States and cities around the nation are breathing easier now that the Congress is moving closer to passing a $26 billion bill that would extend federal Medicaid funding through the rest of their fiscal year and would provide states with extra money for teachers for 2011.
“Most of the states that wrote budgets this year assumed the extension would happen,” says Michael Leachman, a senior policy analyst at the Center on Budget and Policy Priorities (CBPP), a think tank in Washington. “If it does not get passed that means state legislatures will have to come back in special sessions or governors would have to enact cuts.”
The critical moment for the legislation came on Wednesday when Maine’s two Republican senators, Olympia Snowe and Susan Collins, agreed to vote with the Democrats to end debate on the issue. Tomorrow, the Senate is expected to pass the actual legislation.
It then must be passed by the House, which is not in session. However, Speaker Nancy Pelosi will call lawmakers back into session to pass the legislation next week.
Call it FMAP
The original funding to help states with their Medicaid shortfalls was part of the American Recovery and Reinvestment Act of 2009. The federal government matches a percentage of each state’s spending on health care under Medicaid. Under the stimulus that percentage increased.
However, Congress only funded the increase of the Federal Medicaid Assistance Percentage (FMAP) through the end of this calendar year. Most states begin their fiscal year in June. “That means the federal relief for the states expires right smack in the middle of their fiscal year,” says Mr. Leachman.
Republicans were opposed to the additional spending if it added to the deficit. Democrats came up with some changes in the tax laws and made some adjustments in the Supplemental Nutrition Assistance Program to come up with the money.
Republicans then were opposed to the assistance for education, calling it a pay-back to the labor unions. “This is a straight-up payoff to Washington Democrats’ special interest labor union allies,” wrote Michael Steel, spokesman for the House minority leader John Boehner in an e-mail.
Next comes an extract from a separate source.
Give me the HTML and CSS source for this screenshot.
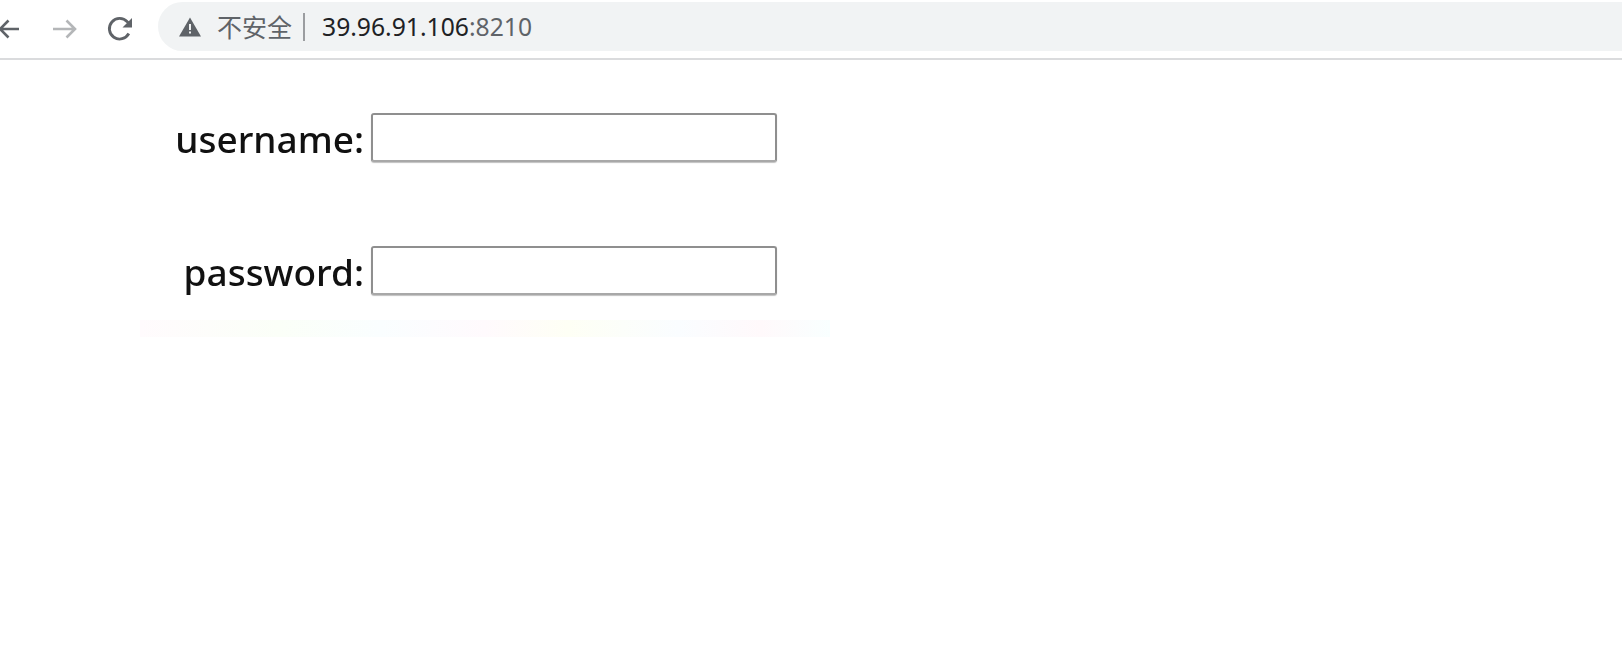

Democrats estimated the additional federal funding would provide jobs for about 300,000 educators. Many municipalities have been laying off teachers because of cuts from their states.
Big states grateful
In a June analysis, CBPP estimated that if the FMAP provision was not passed it would cost the states about $15 billion. The nonpartisan Congressional Budget Office estimated it at $16 billion. Every state would have been affected, from Alaska ($64 million) to Wyoming ($22 million).
In New York, Mayor Michael Bloomberg, in a statement, said the eventual passage of the bill would give the city $400 million in Medicaid funding and $200 million for education.
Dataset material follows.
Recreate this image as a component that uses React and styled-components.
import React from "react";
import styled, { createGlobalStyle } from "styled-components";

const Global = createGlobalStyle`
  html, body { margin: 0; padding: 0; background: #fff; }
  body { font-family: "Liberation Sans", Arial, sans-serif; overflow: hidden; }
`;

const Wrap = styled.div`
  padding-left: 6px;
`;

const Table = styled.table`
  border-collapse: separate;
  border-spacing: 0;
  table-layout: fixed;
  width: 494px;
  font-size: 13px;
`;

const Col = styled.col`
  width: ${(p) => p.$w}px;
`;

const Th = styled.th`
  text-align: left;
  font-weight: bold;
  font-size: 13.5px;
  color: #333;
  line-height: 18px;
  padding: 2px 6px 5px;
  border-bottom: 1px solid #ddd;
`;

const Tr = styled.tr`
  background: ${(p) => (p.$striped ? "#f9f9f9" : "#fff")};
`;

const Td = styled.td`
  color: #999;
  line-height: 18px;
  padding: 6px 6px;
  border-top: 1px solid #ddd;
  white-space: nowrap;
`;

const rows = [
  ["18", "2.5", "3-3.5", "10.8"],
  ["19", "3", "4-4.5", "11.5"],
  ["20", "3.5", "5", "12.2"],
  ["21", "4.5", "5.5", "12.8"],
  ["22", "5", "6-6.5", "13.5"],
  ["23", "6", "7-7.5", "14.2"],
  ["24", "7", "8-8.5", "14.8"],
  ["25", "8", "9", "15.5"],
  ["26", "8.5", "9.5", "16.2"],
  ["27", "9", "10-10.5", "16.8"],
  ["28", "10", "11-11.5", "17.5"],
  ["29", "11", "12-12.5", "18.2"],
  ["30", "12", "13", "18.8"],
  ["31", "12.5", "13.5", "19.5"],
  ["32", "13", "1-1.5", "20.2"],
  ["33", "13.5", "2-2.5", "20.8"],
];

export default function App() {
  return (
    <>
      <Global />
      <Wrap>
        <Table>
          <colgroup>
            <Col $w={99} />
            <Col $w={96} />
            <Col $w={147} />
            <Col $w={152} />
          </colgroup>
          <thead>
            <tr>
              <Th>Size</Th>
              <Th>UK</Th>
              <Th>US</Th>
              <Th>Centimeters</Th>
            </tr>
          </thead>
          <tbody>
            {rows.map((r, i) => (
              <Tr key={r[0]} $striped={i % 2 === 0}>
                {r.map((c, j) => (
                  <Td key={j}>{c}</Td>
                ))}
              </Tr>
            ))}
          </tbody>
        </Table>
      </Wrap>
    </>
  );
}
Once Obama’s signs the legislation into law, it won’t end the states’ problems.
CBPP estimated the total shortfall for the states in their 2010-11 fiscal year will come to $180 billion. The $26 billion will cover about one-third of the shortfall for this year, estimates Leachman.
“This is very important, it means states will have to lay off fewer people, and the impact on the private economy will be less than it would be,” he says. “But it’s important to note there will be still be deep cuts and the laying off of people because the shortfalls are so large.”
For example, New York City will face a projected $3.3 billion gap next year, says Mayor Bloomberg.